Schulman’s next Hidden City project was at the First Troop Armory, a cavernous space that once stored tanks, ammunition, and arms. Taking inspiration from its past, the site hosted a collaboration of dance choreography and choir music based on a military theme. Schulman hung lighting off the truss that held up the roof and put a few units on the ground. The audience sat in folding chairs and moved around the space as the piece progressed.
Schulman’s last Hidden City site was the Metropolitan Opera House (the Met). As part of the festival, this neglected jewel for grand performances hosted “Revival,” a performance that brought together original music and dance. “When the Met was first built, it sat 4,000,” Schulman explained. “Being in the building felt like being on the Titanic. The piece itself took place on the old upper balconies of the theater. Almost all of the lighting had to come from the floor because there was nowhere safe to rig to. We had to bring in everything.”

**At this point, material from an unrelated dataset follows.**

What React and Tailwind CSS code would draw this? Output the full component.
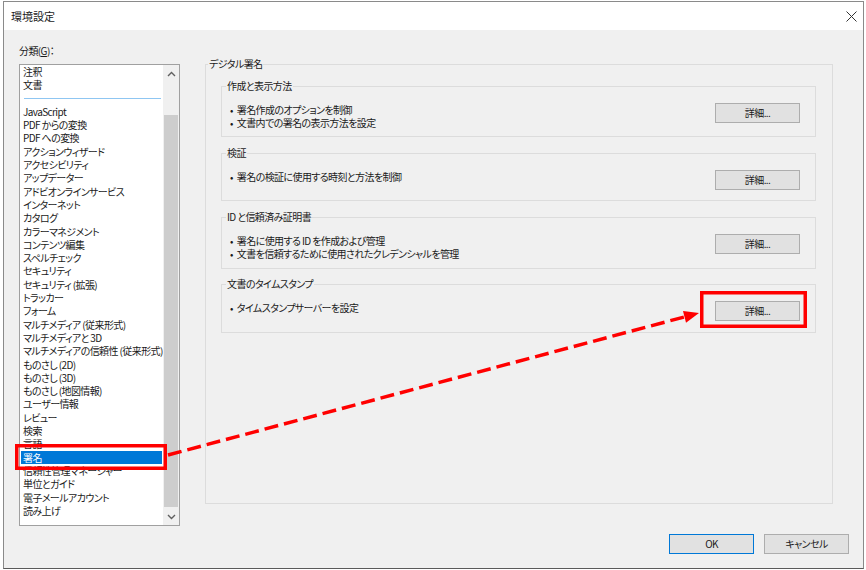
import React from 'react';

const topItems = ['注釈', '文書'];

const items = [
  'JavaScript',
  'PDF からの変換',
  'PDF への変換',
  'アクションウィザード',
  'アクセシビリティ',
  'アップデーター',
  'アドビオンラインサービス',
  'インターネット',
  'カタログ',
  'カラーマネジメント',
  'コンテンツ編集',
  'スペルチェック',
  'セキュリティ',
  'セキュリティ (拡張)',
  'トラッカー',
  'フォーム',
  'マルチメディア (従来形式)',
  'マルチメディアと 3D',
  'マルチメディアの信頼性 (従来形式)',
  'ものさし (2D)',
  'ものさし (3D)',
  'ものさし (地図情報)',
  'ユーザー情報',
  'レビュー',
  '検索',
  '言語',
  '署名',
  '信頼性管理マネージャー',
  '単位とガイド',
  '電子メールアカウント',
  '読み上げ',
];

const groups = [
  { title: '作成と表示方法', lines: ['署名作成のオプションを制御', '文書内での署名の表示方法を設定'], mt: 'mt-[8px]', h: 'h-[43px]' },
  { title: '検証', lines: ['署名の検証に使用する時刻と方法を制御'], mt: 'mt-[9px]', h: 'h-[40px]' },
  { title: 'ID と信頼済み証明書', lines: ['署名に使用する ID を作成および管理', '文書を信頼するために使用されたクレデンシャルを管理'], mt: 'mt-[9px]', h: 'h-[44px]' },
  { title: '文書のタイムスタンプ', lines: ['タイムスタンプサーバーを設定'], mt: 'mt-[8px]', h: 'h-[41px]' },
];

const Chevron = ({ up }) => (
  <svg width="9" height="6" viewBox="0 0 9 6">
    <polyline
      points={up ? '1,5 4.5,1.5 8,5' : '1,1 4.5,4.5 8,1'}
      fill="none"
      stroke="#606060"
      strokeWidth="1.4"
    />
  </svg>
);

const DetailButton = () => (
  <button className="w-[85px] h-[20px] shrink-0 bg-[#e1e1e1] border border-[#adadad] text-[10px] leading-none text-[#1a1a1a]">
    詳細...
  </button>
);

const CategoryList = () => (
  <div className="flex h-[462px] w-[161px] border border-[#a0a0a0] bg-white">
    <div className="flex-1 min-w-0 overflow-hidden leading-[13.3px] text-[10px] text-[#1a1a1a]">
      {topItems.map((t) => (
        <div key={t} className="h-[13.3px] pl-[3px] whitespace-nowrap">{t}</div>
      ))}
      <div className="h-[13.3px] pt-[6px] pl-[4px] pr-[2px]">
        <div className="h-px bg-[#8fc6f2]" />
      </div>
      {items.map((t) =>
        t === '署名' ? (
          <div key={t} className="h-[13.3px] mx-px pl-[2px] bg-[#0078d7] text-white whitespace-nowrap">{t}</div>
        ) : (
          <div key={t} className="h-[13.3px] pl-[3px] whitespace-nowrap">{t}</div>
        )
      )}
    </div>
    <div className="w-[16px] shrink-0 flex flex-col bg-[#f0f0f0]">
      <div className="h-[17px] flex items-center justify-center"><Chevron up /></div>
      <div className="h-[33px]" />
      <div className="h-[392px] mx-[1px] bg-[#cdcdcd]" />
      <div className="flex-1" />
      <div className="h-[17px] flex items-center justify-center"><Chevron /></div>
    </div>
  </div>
);

const Group = ({ title, lines, mt, h }) => (
  <fieldset className={`${mt} ml-[15px] mr-[16px] border border-[#dcdcdc]`}>
    <legend className="ml-[4px] px-[1px] text-[10px] leading-[14px] text-[#1a1a1a]">{title}</legend>
    <div className={`${h} flex items-start justify-between pt-[10px] pl-[8px] pr-[15px]`}>
      <div className="text-[10px] leading-[13px] text-[#1a1a1a]">
        {lines.map((l) => (
          <div key={l} className="whitespace-nowrap">
            <span className="mr-[4px]">•</span>{l}
          </div>
        ))}
      </div>
      <DetailButton />
    </div>
  </fieldset>
);

export default function App() {
  return (
    <div className="relative w-[866px] h-[570px] bg-white overflow-hidden [font-family:'Noto_Sans_CJK_JP',sans-serif] [font-feature-settings:'palt']">
      <div className="ml-[3px] mt-[1px] w-[861px] h-[568px] flex flex-col border border-[#8a8a8a] border-b-[#5a5a5a]">
        <div className="h-[28px] flex items-center justify-between bg-white pl-[7px] pr-[6px]">
          <span className="text-[11px] text-[#1a1a1a]">環境設定</span>
          <svg width="11" height="11" viewBox="0 0 11 11">
            <path d="M0.5 0.5 L10.5 10.5 M10.5 0.5 L0.5 10.5" stroke="#333" strokeWidth="1" />
          </svg>
        </div>
        <div className="flex-1 bg-[#f0f0f0] pt-[14px] pl-[15px] tracking-[-0.6px]">
          <div className="flex">
            <div className="w-[161px] shrink-0">
              <div className="h-[13px] leading-[13px] text-[10px] text-[#1a1a1a]">
                分類(<span className="underline">G</span>)：
              </div>
              <div className="mt-[7px]">
                <CategoryList />
              </div>
            </div>
            <fieldset className="ml-[25px] mt-[13px] w-[628px] h-[447px] border border-[#dcdcdc]">
              <legend className="ml-[2px] px-[1px] text-[10px] leading-[14px] text-[#1a1a1a]">デジタル署名</legend>
              {groups.map((g) => (
                <Group key={g.title} {...g} />
              ))}
            </fieldset>
          </div>
          <div className="mt-[8px] flex justify-end gap-[10px] pr-[14px]">
            <button className="w-[85px] h-[20px] bg-[#e1e1e1] border border-[#0078d7] text-[10px] leading-none text-[#1a1a1a]">OK</button>
            <button className="w-[85px] h-[20px] bg-[#e1e1e1] border border-[#adadad] text-[10px] leading-none text-[#1a1a1a]">キャンセル</button>
          </div>
        </div>
      </div>

      <svg className="absolute inset-0 pointer-events-none" width="866" height="570" viewBox="0 0 866 570">
        <rect x="16.75" y="445.75" width="148.5" height="22.5" fill="none" stroke="#ff0000" strokeWidth="3.5" />
        <rect x="701.75" y="292.75" width="103.5" height="33.5" fill="none" stroke="#ff0000" strokeWidth="3.5" />
        <line x1="168" y1="455" x2="686" y2="316.5" stroke="#ff0000" strokeWidth="3.5" strokeDasharray="14 6" />
        <polygon points="699,313 686,322.7 683,311.1" fill="#ff0000" />
      </svg>
    </div>
  );
}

He overcame such challenges and the lack of real building plans with his design software. “With the three large venues, I measured the spaces and made plans in Vectorworks Spotlight, using the data exchange tool Lightwright® to track where the inventory of lights was going as we had to hop-scotch lighting from venue to venue.” This process worked because lighting instruments and parameters specified in Spotlight can be sent to Lightwright automatically to help users like Schulman better manage his professional lighting design documents. “Updates occur seamlessly and simultaneously in both applications for smooth synchronization,” he said.
Light: The Glue That Binds
As an award-winning lighting designer, Schulman has left his mark on the city of Philadelphia because he knows how to bind the various visual elements of a production with light as the proverbial glue. “Light in the theater creates the plasticity of form, whether for a staged show, dance or musical production, or installations like PIFA’s time travel exhibit. So when lighting a show, we must ask ourselves, ‘Does this help tell the story? Can we still see the forest for the trees?’”
It is reassuring to know that this problem solver will continue to carve out magical spaces to light, wherever his next job takes him.